Show That If Alt Sum of Digits Div By 11, n Is Divisible By 11

[Daniel Martinez]

Homework Statement

Given a positive integer n written in decimal form, the alternating sum of the digits of n is obtained by starting with the right-most digit, subtracting the digit immediately to its left, adding the next digit to the left, subtracting the next digit and so forth. For example, the alternating sum of the digits of 180,928 is 8-2+9-0+8-1= 2. Justify the fact that for any nonnegative integers n, if the alternating sum of the digits of n is divisible by 11, then n is divisible by 11.

Homework Equations

There is no relevant equations.
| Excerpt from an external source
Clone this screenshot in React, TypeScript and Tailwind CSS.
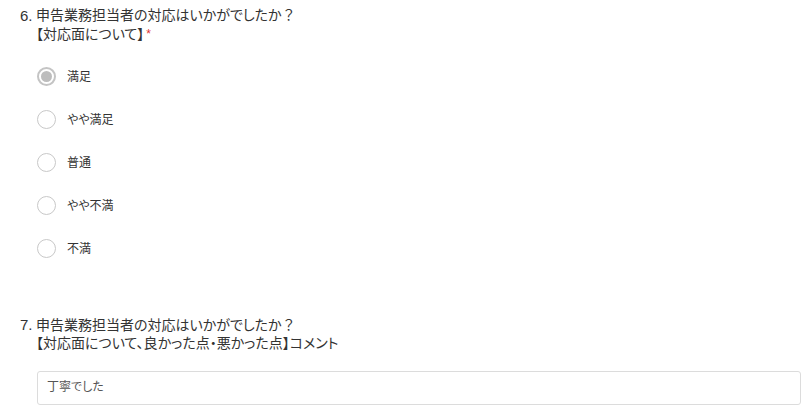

The topic is direct proof and counterexample

The Attempt at a Solution

By exhaustion, it works, but I did not find any algebraic way to prove it.

 

[fourier jr]

I think it will work out if you use the digital representation of the number, meaning write out the n-digit number as a_na_n-1...a₁a₀ = a_n10ⁿ + a_n-110^n-1+ ... + a₁10¹ + a₀10⁰ and then recall that 10≡-1(mod 11).

edit: I don't think I made that very clear. Start by writing out the alternating sum the way it says, but then recalling that -1≡10(mod 11) I don't think it's hard to get from there to the digital form of the number with all those powers of 10 & the result you're looking for. Anyway I hope that helps.